If Vanessa is beginning a new chapter, even quietly, it’s not a betrayal of Kobe’s legacy. It’s the ultimate continuation. Because love like that doesn’t end in a crash—it continues through healing, through hope, through living.

The Final Word

You don’t get to mourn Kobe more than the woman who buried him. You don’t get to protect his image by destroying hers. You don’t get to decide when or if a woman stops crying and starts smiling again. That’s not grief. That’s control.

For five years, Vanessa Bryant said almost nothing. No Oprah interview, no tell-all memoir. Just silence. But now, that silence is being weaponized against her. In the void, the internet fills in the blanks with fantasy, fiction, and falsehoods.

The world expects Vanessa to live in suspended animation—a living widow statue of Kobe’s legacy. And when she doesn’t, they turn her into a punchline, or worse, a villain.

But grief doesn’t follow your script. Vanessa isn’t performing. She’s living on her terms, quietly, privately. And that’s exactly why the rumor hit so hard—it shattered the illusion that she was still our widow, still mourning Kobe, still trapped in 2020.

For some fans, her pain became their comfort.

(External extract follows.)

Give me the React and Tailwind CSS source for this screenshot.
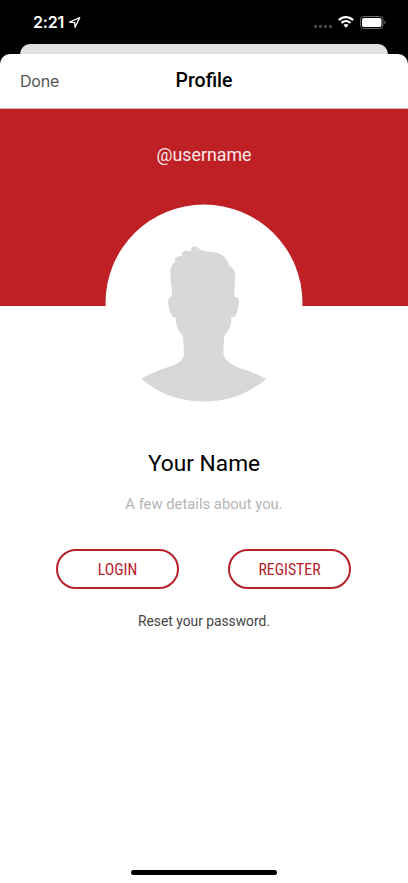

Now, as she moves on, they feel abandoned. But her existence isn’t meant to preserve their emotional connection to a man she actually knew and lost.

Kobe wouldn’t want this. He loved his family, rebuilt trust, and doted on Vanessa. Would he really want his daughters to grow up watching the world shame their mother for moving forward? Of course not.

Kobe’s real legacy was about overcoming failure and redefining greatness through growth. Vanessa is doing the same—growing quietly, elegantly, unapologetically. And that’s what scares people most. Not that she might love again, but that she’s doing it without asking for permission.

Vanessa Bryant doesn’t owe anyone grief, loyalty to a ghost, or a story that fits our fantasy. She owes herself and her daughters joy, stability, and love. If she’s found it, then the real scandal isn’t her moving on—it’s that we tried to stop her.